Integrating active ragdoll physics with traditional skeletal animations allows game developers to create characters that react dynamically and realistically to their environments. However, merging procedural physics with artist-authored animations presents significant technical hurdles. This article explores the core challenges of this integration, including coordinate synchronization, force tuning, collision handling, state transitions, and performance optimization.

Synchronization of Animation and Physics Spaces

Skeletal animation systems and physics engines operate in fundamentally different ways. Keyframe animations exist in a local coordinate space, where bones move relative to parent joints based on pre-defined curves. In contrast, active ragdolls exist in a global physics simulation, governed by forces, mass, and rigid-body constraints. Synchronizing these two systems requires translating the target rotation of animated bones into physical forces applied to the ragdoll’s limbs. If the translation is imperfect, the character’s physical body will drift away from its animated representation, leading to visual detachment or broken character models.

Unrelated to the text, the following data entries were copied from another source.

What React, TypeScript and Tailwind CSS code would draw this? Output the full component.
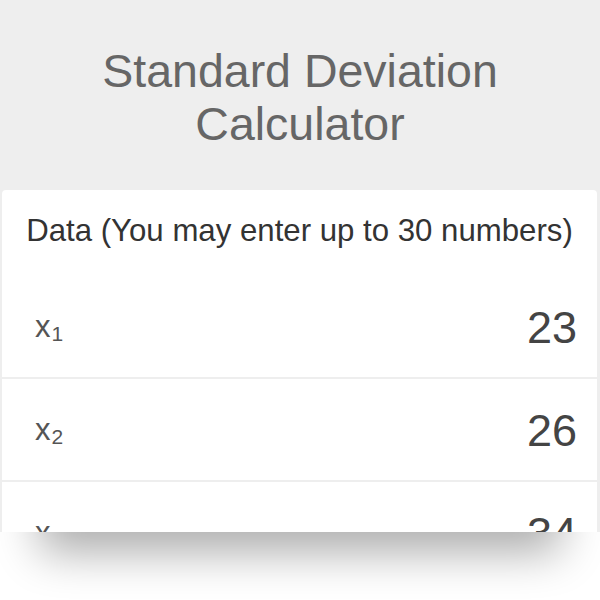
const rows = [
  { label: "1", value: "23" },
  { label: "2", value: "26" },
  { label: "3", value: "34" },
]

const App = () => {
  return (
    <div className="w-[600px] h-[600px] overflow-hidden bg-white font-['Liberation_Sans',Arial,sans-serif]">
      <div className="bg-[#eeeeee]">
        {/* Title */}
        <div className="h-[190px] flex items-center justify-center pt-[6px]">
          <h1 className="text-center text-[46.5px] leading-[53px] text-[#666666] font-normal">
            Standard Deviation
            <br />
            Calculator
          </h1>
        </div>

        {/* Card, clipped at the bottom */}
        <div className="h-[342px] overflow-hidden ml-[2px] mr-[3px] bg-white rounded-t-[4px]">
          <div className="h-[86px] flex items-center justify-center pb-[3px]">
            <p className="text-[31.2px] text-[#333333] whitespace-nowrap">Data (You may enter up to 30 numbers)</p>
          </div>
          {rows.map((row) => (
            <div
              key={row.label}
              className="h-[103px] border-b-2 border-[#eeeeee] flex items-center justify-between pl-[33px] pr-[20px]"
            >
              <span className="text-[31px] text-[#555555] leading-none">
                x<sub className="text-[21px] relative top-[4px] ml-[1px]">{row.label}</sub>
              </span>
              <span className="text-[45px] text-[#444444] leading-none pt-[2px]">{row.value}</span>
            </div>
          ))}
        </div>
      </div>

      {/* Shadow under the clipped card */}
      <div className="relative h-[68px] overflow-hidden bg-white">
        <div className="absolute left-[60px] right-[60px] top-[-30px] h-[30px] shadow-[0_0_45px_20px_rgba(0,0,0,0.33)]" />
      </div>
    </div>
  )
}

export default App
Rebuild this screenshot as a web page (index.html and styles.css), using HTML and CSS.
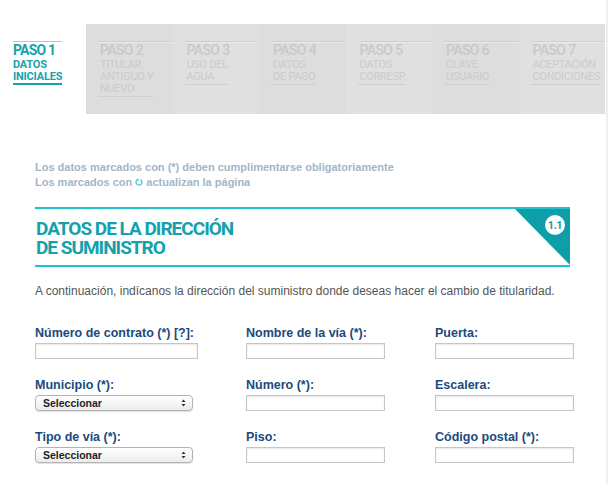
FILE: index.html
```html
<!DOCTYPE html>
<html lang="es">
<head>
<meta charset="utf-8">
<title>Datos de la dirección de suministro</title>
<link rel="stylesheet" href="styles.css">
</head>
<body>
<div class="page">
  <nav class="steps">
    <div class="step step-active">
      <div class="step-inner">
        <div class="step-title">PASO 1</div>
        <div class="step-sub">DATOS<br>INICIALES</div>
      </div>
    </div>
    <div class="step step-off odd">
      <div class="step-inner">
        <div class="step-title">PASO 2</div>
        <div class="step-sub">TITULAR<br>ANTIGUO Y<br>NUEVO</div>
      </div>
    </div>
    <div class="step step-off">
      <div class="step-inner">
        <div class="step-title">PASO 3</div>
        <div class="step-sub">USO DEL<br>AGUA</div>
      </div>
    </div>
    <div class="step step-off odd">
      <div class="step-inner">
        <div class="step-title">PASO 4</div>
        <div class="step-sub">DATOS<br>DE PAGO</div>
      </div>
    </div>
    <div class="step step-off">
      <div class="step-inner">
        <div class="step-title">PASO 5</div>
        <div class="step-sub">DATOS<br>CORRESP.</div>
      </div>
    </div>
    <div class="step step-off odd">
      <div class="step-inner">
        <div class="step-title">PASO 6</div>
        <div class="step-sub">CLAVE<br>USUARIO</div>
      </div>
    </div>
    <div class="step step-off">
      <div class="step-inner">
        <div class="step-title">PASO 7</div>
        <div class="step-sub">ACEPTACIÓN<br>CONDICIONES</div>
      </div>
    </div>
  </nav>

  <main class="content">
    <p class="notice">Los datos marcados con (*) deben cumplimentarse obligatoriamente<br>Los marcados con <svg class="refresh" width="8" height="9" viewBox="0 0 8 9"><path d="M5.6 1.6 A3 3 0 1 1 2.2 1.7" fill="none" stroke="#4fc6d4" stroke-width="1.3"/><path d="M3.6 0.2 L1.4 1.8 L3.8 3.0 Z" fill="#4fc6d4"/></svg> actualizan la página</p>

    <section class="section-head">
      <h1 class="section-title">DATOS DE LA DIRECCIÓN<br>DE SUMINISTRO</h1>
      <svg class="corner" width="55" height="56" viewBox="0 0 55 56">
        <polygon points="0,0 55,0 55,56" fill="#0e9ea8"/>
        <circle cx="40" cy="16" r="10" fill="#ffffff"/>
        <text x="40" y="20" text-anchor="middle" font-family="Roboto, sans-serif" font-weight="700" font-size="11" fill="#0e9ea8" letter-spacing="-0.5">1.1</text>
      </svg>
    </section>

    <p class="intro">A continuación, indícanos la dirección del suministro donde deseas hacer el cambio de titularidad.</p>

    <form class="form-grid">
      <div class="field">
        <label class="label">Número de contrato (*) [?]:</label>
        <div class="input input-wide"></div>
      </div>
      <div class="field">
        <label class="label">Nombre de la vía (*):</label>
        <div class="input"></div>
      </div>
      <div class="field">
        <label class="label">Puerta:</label>
        <div class="input"></div>
      </div>

      <div class="field">
        <label class="label">Municipio (*):</label>
        <div class="select"><span>Seleccionar</span><svg width="5" height="8" viewBox="0 0 5 8"><path d="M0.5 3 L2.5 0.5 L4.5 3 Z M0.5 5 L2.5 7.5 L4.5 5 Z" fill="#333"/></svg></div>
      </div>
      <div class="field">
        <label class="label">Número (*):</label>
        <div class="input"></div>
      </div>
      <div class="field">
        <label class="label">Escalera:</label>
        <div class="input"></div>
      </div>

      <div class="field">
        <label class="label">Tipo de vía (*):</label>
        <div class="select"><span>Seleccionar</span><svg width="5" height="8" viewBox="0 0 5 8"><path d="M0.5 3 L2.5 0.5 L4.5 3 Z M0.5 5 L2.5 7.5 L4.5 5 Z" fill="#333"/></svg></div>
      </div>
      <div class="field">
        <label class="label">Piso:</label>
        <div class="input"></div>
      </div>
      <div class="field">
        <label class="label">Código postal (*):</label>
        <div class="input"></div>
      </div>
    </form>
  </main>
</div>
</body>
</html>
```

FILE: styles.css
```css
* { box-sizing: border-box; }

html, body {
  margin: 0;
  padding: 0;
  background: #ffffff;
}

.page {
  width: 608px;
  min-height: 484px;
  border-right: 2px solid #efefef;
  padding-top: 24px;
}

/* ---------- steps ---------- */
.steps {
  display: flex;
  height: 90px;
}

.step {
  width: 86.5px;
  padding-top: 17px;
  padding-left: 12px;
  font-family: Roboto, "Liberation Sans", sans-serif;
}

.step-active {
  width: 86px;
  padding-left: 13px;
}

.step-off { background: #e0e0e0; }
.step-off.odd { background: #dddddd; }

.step-inner {
  border-top: 1px solid #cfcfcf;
  box-shadow: inset 0 1px 0 #e9e9e9;
}

.step-active .step-inner {
  display: inline-block;
  border-top: 1px solid #93d7dd;
  box-shadow: none;
}

.step-title {
  font-size: 14px;
  line-height: 16px;
  font-weight: 500;
  letter-spacing: -0.6px;
  color: #c9c9c9;
  padding-left: 2px;
}

.step-sub {
  display: inline-block;
  margin-top: 1px;
  padding-left: 2px;
  padding-bottom: 1px;
  font-size: 11px;
  line-height: 12px;
  letter-spacing: -0.3px;
  color: #cbcbcb;
  border-bottom: 1px solid #cfcfcf;
}

.step-active .step-title {
  font-weight: 700;
  color: #15a3ae;
  padding-left: 0;
  letter-spacing: -0.8px;
}

.step-active .step-sub {
  font-weight: 700;
  color: #15a3ae;
  padding-left: 0;
  letter-spacing: -0.2px;
  padding-bottom: 0;
  border-bottom: 2px solid #15a3ae;
}

/* ---------- content ---------- */
.content {
  padding-left: 35px;
}

.notice {
  margin: 46px 0 0 0;
  font-family: "Liberation Sans", Arial, sans-serif;
  font-size: 11px;
  line-height: 15px;
  font-weight: 700;
  color: #a2b6c6;
}

.refresh {
  vertical-align: -1px;
}

.section-head {
  width: 535px;
  margin-top: 17px;
  display: flex;
  justify-content: space-between;
  border-top: 2px solid #20c2ce;
  border-bottom: 2px solid #20c2ce;
}

.section-title {
  margin: 0;
  padding: 10px 0 8px 1px;
  font-family: Roboto, "Liberation Sans", sans-serif;
  font-size: 19px;
  line-height: 19px;
  font-weight: 700;
  letter-spacing: -1px;
  color: #14a1ac;
}

.corner {
  display: block;
  flex: none;
}

.intro {
  margin: 17px 0 0 0;
  font-family: "Liberation Sans", Arial, sans-serif;
  font-size: 12px;
  line-height: 15px;
  color: #555555;
}

/* ---------- form ---------- */
.form-grid {
  margin-top: 27px;
  display: grid;
  grid-template-columns: 211px 189px 140px;
  row-gap: 19px;
}

.field {
  display: flex;
  flex-direction: column;
  align-items: flex-start;
}

.label {
  font-family: "Liberation Sans", Arial, sans-serif;
  font-size: 12.5px;
  line-height: 14px;
  font-weight: 700;
  color: #1b4a7b;
  margin-bottom: 3px;
}

.input {
  width: 139px;
  height: 16px;
  border: 1px solid #c6c6c6;
  background: #ffffff;
  box-shadow: inset 0 1px 2px rgba(0, 0, 0, 0.10);
}

.input-wide { width: 163px; }

.select {
  width: 158px;
  height: 16px;
  display: flex;
  align-items: center;
  justify-content: space-between;
  padding: 0 6px 0 7px;
  border: 1px solid #b3b3b3;
  border-radius: 4px;
  background: linear-gradient(#ffffff, #ececec);
  box-shadow: 0 1px 1px rgba(0, 0, 0, 0.12);
  font-family: "Liberation Sans", Arial, sans-serif;
  font-size: 10.5px;
  font-weight: 700;
  color: #222222;
}

.select svg { display: block; }
```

Tuning Joint Forces and Torques

To make a ragdoll “active,” developers use virtual motors—typically Proportional-Derivative (PD) controllers—to apply torques that drive the physical limbs toward the target keyframe poses. Tuning these motors is notoriously difficult. If the forces applied are too weak, the character will appear floppy, sluggish, and unable to maintain its posture against gravity. If the forces are too strong, the joints will overcorrect, resulting in rapid, unnatural vibrations, spasms, and physical instability. Achieving a natural balance requires meticulous calibration of mass, drag, and motor strength for every individual joint on a character.

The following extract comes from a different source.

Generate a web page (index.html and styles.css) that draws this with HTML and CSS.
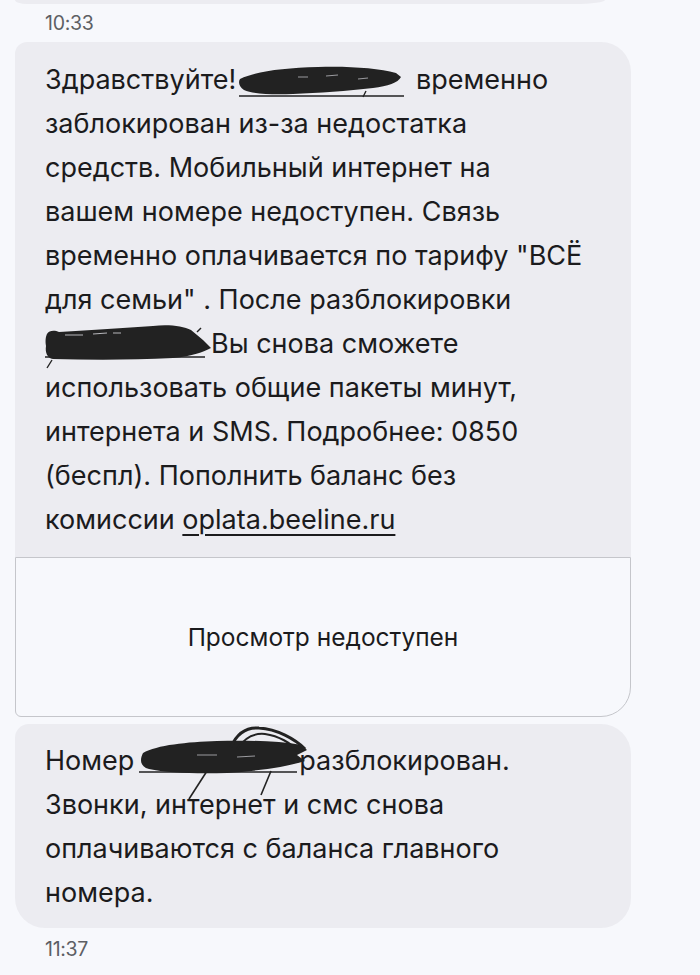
FILE: index.html
```html
<!DOCTYPE html>
<html lang="ru">
<head>
<meta charset="utf-8">
<title>Сообщения</title>
<link rel="stylesheet" href="styles.css">
</head>
<body>
<div class="thread">
  <div class="prev-tail"></div>
  <div class="time">10:33</div>

  <div class="msg msg-first">
    <p class="msg-text">Здравствуйте!<span class="redact r1"><svg viewBox="0 0 166 40" width="166" height="40"><line x1="1" y1="33" x2="166" y2="33" stroke="#222" stroke-width="1.6"/><path d="M2 16 C20 8 45 5 80 4 C110 3 140 5 158 10 L163 14 C160 20 150 23 135 25 C110 28 80 30 55 31 C35 32 15 31 6 27 C1 24 0 19 2 16 Z" fill="#222"/><path d="M60 14 L70 14 M88 13 L100 12 M120 16 L130 15" stroke="#9a9a9e" stroke-width="1.2"/><path d="M128 28 L125 34" stroke="#222" stroke-width="1.4"/></svg></span> временно<br>заблокирован из-за недостатка<br>средств. Мобильный интернет на<br>вашем номере недоступен. Связь<br>временно оплачивается по тарифу "ВСЁ<br>для семьи" . После разблокировки<br><span class="redact r2"><svg viewBox="0 0 172 48" width="172" height="48"><line x1="2" y1="35" x2="162" y2="35" stroke="#222" stroke-width="1.6"/><path d="M4 12 C6 8 12 8 16 10 C50 8 80 6 110 4 C125 2 140 4 148 8 L160 18 L168 26 C160 30 150 34 130 36 C90 38 50 38 10 37 C4 36 2 30 3 24 C2 18 3 14 4 12 Z" fill="#222"/><path d="M22 13 L40 13 M50 12 L64 11 M70 11 L78 11" stroke="#b5b5ba" stroke-width="1.2"/><path d="M154 10 L158 6" stroke="#222" stroke-width="1.4"/><path d="M9 38 L4 46" stroke="#222" stroke-width="1.4"/></svg></span>Вы снова сможете<br>использовать общие пакеты минут,<br>интернета и SMS. Подробнее: 0850<br>(беспл). Пополнить баланс без<br>комиссии <span class="link">oplata.beeline.ru</span></p>
  </div>

  <div class="preview">
    <span class="preview-text">Просмотр недоступен</span>
  </div>

  <div class="msg msg-last">
    <p class="msg-text">Номер<span class="redact r3"><svg viewBox="0 0 176 80" width="176" height="80"><line x1="2" y1="47" x2="160" y2="47" stroke="#222" stroke-width="1.6"/><path d="M6 28 C20 20 50 17 80 16 C110 15 140 16 165 20 L170 25 L160 30 L168 36 C150 42 120 46 90 48 C60 49 30 48 12 44 C4 42 2 36 6 28 Z" fill="#222"/><path d="M94 22 C100 8 110 2 122 3 C140 4 158 14 168 24" stroke="#222" stroke-width="3" fill="none"/><path d="M100 24 C108 12 118 8 128 9 C142 11 154 18 160 26" stroke="#222" stroke-width="2" fill="none"/><path d="M70 46 L52 74" stroke="#222" stroke-width="1.6"/><path d="M134 46 L124 70" stroke="#222" stroke-width="1.6"/><path d="M60 30 L80 30 M100 32 L118 31" stroke="#9a9a9e" stroke-width="1.2"/></svg></span>разблокирован.<br>Звонки, интернет и смс снова<br>оплачиваются с баланса главного<br>номера.</p>
  </div>
  <div class="time time-bottom">11:37</div>
</div>
</body>
</html>
```

FILE: styles.css
```css
* {
  box-sizing: border-box;
}

html, body {
  margin: 0;
  padding: 0;
  background: #f7f8fc;
}

body {
  font-family: Inter, Roboto, "Noto Sans", sans-serif;
  color: #1b1b1d;
}

.thread {
  width: 700px;
  height: 975px;
  overflow: hidden;
  display: flex;
  flex-direction: column;
}

.prev-tail {
  margin-left: 15px;
  width: 590px;
  height: 4px;
  background: #ececf1;
  border-radius: 0 0 30px 12px / 0 0 4px 4px;
}

.time {
  margin: 0 0 0 45px;
  height: 38px;
  font-size: 19.5px;
  line-height: 38px;
  color: #5d5f64;
  letter-spacing: -0.3px;
}

.msg {
  margin-left: 15px;
  width: 616px;
  background: #ececf1;
  padding: 16px 20px 15px 30px;
}

.msg-first {
  border-radius: 12px 30px 0 0;
}

.msg-last {
  margin-top: 7px;
  border-radius: 14px 30px 30px 30px;
  padding-top: 15px;
  padding-bottom: 13px;
}

.msg-text {
  margin: 0;
  font-size: 27px;
  line-height: 44px;
  white-space: nowrap;
}

.redact {
  display: inline-block;
  position: relative;
  height: 27px;
  vertical-align: baseline;
}

.redact svg {
  position: absolute;
  left: 0;
  display: block;
}

.r1 {
  width: 172px;
}

.r1 svg {
  top: 1px;
  left: 2px;
}

.r2 {
  width: 168px;
  margin-left: -2px;
}

.r2 svg {
  top: -4px;
}

.r3 {
  width: 165px;
}

.r3 svg {
  top: -18px;
  left: 3px;
}

.link {
  text-decoration: underline;
  text-decoration-thickness: 1.5px;
  text-underline-offset: 5px;
}

.preview {
  margin-left: 15px;
  width: 616px;
  height: 160px;
  background: #f7f8fc;
  border: 1.5px solid #c5c6cb;
  border-radius: 0 0 30px 6px;
  display: flex;
  align-items: center;
  justify-content: center;
}

.preview-text {
  font-size: 24.5px;
  color: #1b1b1d;
}

.time-bottom {
  margin-top: 2px;
}
```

Handling Collisions and Self-Clipping

When a character’s limb collides with the environment, the active ragdoll system must resolve the physical impact while still attempting to follow the skeletal animation. This conflict often leads to unnatural behavior. For instance, if a character’s arm is blocked by a wall but the animation dictates the arm should move forward, the physics solver may compress the joint excessively. This can cause the limb to clip through the environment or the character’s own body. Preventing self-collision while maintaining the integrity of the physical simulation requires complex collision layers and precise joint limit constraints.

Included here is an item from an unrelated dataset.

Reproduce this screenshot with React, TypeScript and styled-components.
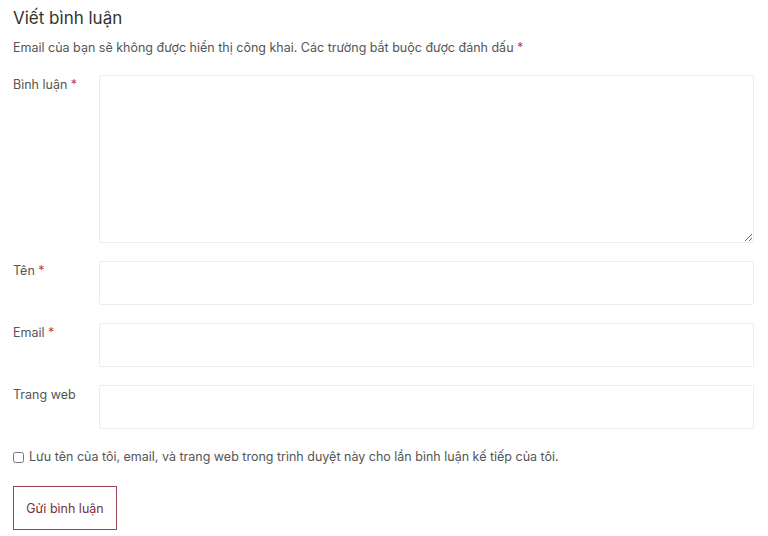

State Transitions and Blending

Smoothly transitioning a character between fully keyframed animations (such as running or jumping) and partial or full ragdoll states (such as reacting to a hit or falling) is a major mathematical challenge. When a transition occurs, the character can visibly “pop” or glitch if the velocities and positions of the skeletal joints do not align perfectly with the physical rigid bodies at the frame of handoff. Developers must implement complex interpolation algorithms and matching systems to blend the kinematic animation data seamlessly into the dynamic physical simulation.

High Performance Overhead

Active ragdolls are computationally expensive. While traditional skeletal animation is relatively cheap to calculate, active ragdolls require the CPU to solve complex rigid-body physics, joint constraints, and collision detections for every bone in the skeleton on every single frame. When multiple characters are on screen simultaneously, this physical simulation can quickly bottleneck game performance. Developers must implement aggressive optimization techniques, such as LOD (Level of Detail) systems that disable physics simulation for distant characters, to maintain stable frame rates.